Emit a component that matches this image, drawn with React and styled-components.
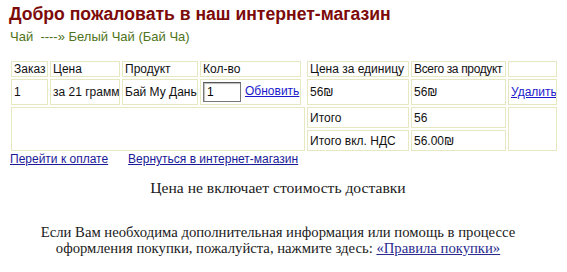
import React from "react";
import styled, { createGlobalStyle } from "styled-components";

const GlobalStyle = createGlobalStyle`
	body {
		margin: 0;
		background: #ffffff;
		font-family: "Liberation Sans", Arial, sans-serif;
	}
`;

const Page = styled.div`
	padding: 4px 9px 0 9px;
	width: 549px;
`;

const Title = styled.h1`
	margin: 0;
	font-size: 17.6px;
	line-height: 21px;
	font-weight: bold;
	color: #7c0a0a;
`;

const Breadcrumb = styled.div`
	margin-top: 4px;
	font-size: 13px;
	line-height: 15px;
	color: #4f7420;
	padding-left: 1px;
`;

const CartTable = styled.table`
	margin-top: 15px;
	border-collapse: separate;
	border-spacing: 2px;
	table-layout: fixed;
	width: 550px;
	font-size: 12px;
	color: #111;
`;

const Cell = styled.td`
	border: 1px solid #e6e8c2;
	padding: 0 2px;
	height: ${(p) => p.h || 16}px;
	letter-spacing: ${(p) => (p.tight ? "-0.35px" : "normal")};
	vertical-align: middle;
	white-space: nowrap;
	overflow: hidden;
	box-sizing: border-box;
`;

const Spacer = styled.td`
	padding: 0;
`;

const QtyInput = styled.input`
	box-sizing: border-box;
	width: 38px;
	height: 20px;
	margin: 0 4px 0 0;
	padding: 1px 3px;
	border: 1px solid #777;
	border-top-color: #555;
	box-shadow: inset 1px 1px 1px #bbb;
	font: 12px "Liberation Sans", Arial, sans-serif;
	vertical-align: middle;
`;

const A = styled.a`
	color: #1a1acc;
	text-decoration: underline;
	cursor: pointer;
`;

const Actions = styled.div`
	display: flex;
	gap: 20px;
	font-size: 12px;
	line-height: 14px;
	padding-left: 1px;
	margin-top: -1px;

	a {
		color: #1a1a99;
	}
`;

const Note = styled.p`
	margin: 13px 0 0 0;
	width: 538px;
	text-align: center;
	font-family: "Liberation Serif", "Times New Roman", serif;
	font-size: 15.6px;
	line-height: 18px;
	color: #1a1a1a;
`;

const Help = styled(Note)`
	margin-top: 27px;
	font-size: 14.7px;
	line-height: 16px;

	a {
		color: #2b2b8f;
	}
`;

export default function App() {
	return (
		<>
			<GlobalStyle />
			<Page>
				<Title>Добро пожаловать в наш интернет-магазин</Title>
				<Breadcrumb>Чай &nbsp;----» Белый Чай (Бай Ча)</Breadcrumb>
				<CartTable>
					<colgroup>
						<col style={{ width: 37 }} />
						<col style={{ width: 70 }} />
						<col style={{ width: 76 }} />
						<col style={{ width: 101 }} />
						<col style={{ width: 2 }} />
						<col style={{ width: 102 }} />
						<col style={{ width: 95 }} />
						<col style={{ width: 49 }} />
					</colgroup>
					<tbody>
						<tr>
							<Cell>Заказ</Cell>
							<Cell>Цена</Cell>
							<Cell>Продукт</Cell>
							<Cell>Кол-во</Cell>
							<Spacer />
							<Cell>Цена за единицу</Cell>
							<Cell tight>Всего за продукт</Cell>
							<Cell />
						</tr>
						<tr>
							<Cell h={26}>1</Cell>
							<Cell h={26}>за 21 грамм</Cell>
							<Cell h={26}>Бай Му Дань</Cell>
							<Cell h={26}>
								<QtyInput defaultValue="1" />
								<A>Обновить</A>
							</Cell>
							<Spacer />
							<Cell h={26}>56₪</Cell>
							<Cell h={26}>56₪</Cell>
							<Cell h={26}>
								<A>Удалить</A>
							</Cell>
						</tr>
						<tr>
							<Cell colSpan={5} rowSpan={2} />
							<Cell h={21}>Итого</Cell>
							<Cell h={21}>56</Cell>
							<Cell rowSpan={2} />
						</tr>
						<tr>
							<Cell h={21}>Итого вкл. НДС</Cell>
							<Cell h={21}>56.00₪</Cell>
						</tr>
					</tbody>
				</CartTable>
				<Actions>
					<A>Перейти к оплате</A>
					<A>Вернуться в интернет-магазин</A>
				</Actions>
				<Note>Цена не включает стоимость доставки</Note>
				<Help>
					Если Вам необходима дополнительная информация или помощь в процессе
					оформления покупки, пожалуйста, нажмите здесь: <A>«Правила покупки»</A>
				</Help>
			</Page>
		</>
	);
}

■ ■ ■ ■ ■ ■ ■

WHAT THE TASK ASKS:
Give back every line exactly as it stands, pictures excluded.

EXERCISE OUTPUT:
Emit a component that matches this image, drawn with React and styled-components.
import React from "react";
import styled, { createGlobalStyle } from "styled-components";

const GlobalStyle = createGlobalStyle`
	body {
		margin: 0;
		background: #ffffff;
		font-family: "Liberation Sans", Arial, sans-serif;
	}
`;

const Page = styled.div`
	padding: 4px 9px 0 9px;
	width: 549px;
`;

const Title = styled.h1`
	margin: 0;
	font-size: 17.6px;
	line-height: 21px;
	font-weight: bold;
	color: #7c0a0a;
`;

const Breadcrumb = styled.div`
	margin-top: 4px;
	font-size: 13px;
	line-height: 15px;
	color: #4f7420;
	padding-left: 1px;
`;

const CartTable = styled.table`
	margin-top: 15px;
	border-collapse: separate;
	border-spacing: 2px;
	table-layout: fixed;
	width: 550px;
	font-size: 12px;
	color: #111;
`;

const Cell = styled.td`
	border: 1px solid #e6e8c2;
	padding: 0 2px;
	height: ${(p) => p.h || 16}px;
	letter-spacing: ${(p) => (p.tight ? "-0.35px" : "normal")};
	vertical-align: middle;
	white-space: nowrap;
	overflow: hidden;
	box-sizing: border-box;
`;

const Spacer = styled.td`
	padding: 0;
`;

const QtyInput = styled.input`
	box-sizing: border-box;
	width: 38px;
	height: 20px;
	margin: 0 4px 0 0;
	padding: 1px 3px;
	border: 1px solid #777;
	border-top-color: #555;
	box-shadow: inset 1px 1px 1px #bbb;
	font: 12px "Liberation Sans", Arial, sans-serif;
	vertical-align: middle;
`;

const A = styled.a`
	color: #1a1acc;
	text-decoration: underline;
	cursor: pointer;
`;

const Actions = styled.div`
	display: flex;
	gap: 20px;
	font-size: 12px;
	line-height: 14px;
	padding-left: 1px;
	margin-top: -1px;

	a {
		color: #1a1a99;
	}
`;

const Note = styled.p`
	margin: 13px 0 0 0;
	width: 538px;
	text-align: center;
	font-family: "Liberation Serif", "Times New Roman", serif;
	font-size: 15.6px;
	line-height: 18px;
	color: #1a1a1a;
`;

const Help = styled(Note)`
	margin-top: 27px;
	font-size: 14.7px;
	line-height: 16px;

	a {
		color: #2b2b8f;
	}
`;

export default function App() {
	return (
		<>
			<GlobalStyle />
			<Page>
				<Title>Добро пожаловать в наш интернет-магазин</Title>
				<Breadcrumb>Чай &nbsp;----» Белый Чай (Бай Ча)</Breadcrumb>
				<CartTable>
					<colgroup>
						<col style={{ width: 37 }} />
						<col style={{ width: 70 }} />
						<col style={{ width: 76 }} />
						<col style={{ width: 101 }} />
						<col style={{ width: 2 }} />
						<col style={{ width: 102 }} />
						<col style={{ width: 95 }} />
						<col style={{ width: 49 }} />
					</colgroup>
					<tbody>
						<tr>
							<Cell>Заказ</Cell>
							<Cell>Цена</Cell>
							<Cell>Продукт</Cell>
							<Cell>Кол-во</Cell>
							<Spacer />
							<Cell>Цена за единицу</Cell>
							<Cell tight>Всего за продукт</Cell>
							<Cell />
						</tr>
						<tr>
							<Cell h={26}>1</Cell>
							<Cell h={26}>за 21 грамм</Cell>
							<Cell h={26}>Бай Му Дань</Cell>
							<Cell h={26}>
								<QtyInput defaultValue="1" />
								<A>Обновить</A>
							</Cell>
							<Spacer />
							<Cell h={26}>56₪</Cell>
							<Cell h={26}>56₪</Cell>
							<Cell h={26}>
								<A>Удалить</A>
							</Cell>
						</tr>
						<tr>
							<Cell colSpan={5} rowSpan={2} />
							<Cell h={21}>Итого</Cell>
							<Cell h={21}>56</Cell>
							<Cell rowSpan={2} />
						</tr>
						<tr>
							<Cell h={21}>Итого вкл. НДС</Cell>
							<Cell h={21}>56.00₪</Cell>
						</tr>
					</tbody>
				</CartTable>
				<Actions>
					<A>Перейти к оплате</A>
					<A>Вернуться в интернет-магазин</A>
				</Actions>
				<Note>Цена не включает стоимость доставки</Note>
				<Help>
					Если Вам необходима дополнительная информация или помощь в процессе
					оформления покупки, пожалуйста, нажмите здесь: <A>«Правила покупки»</A>
				</Help>
			</Page>
		</>
	);
}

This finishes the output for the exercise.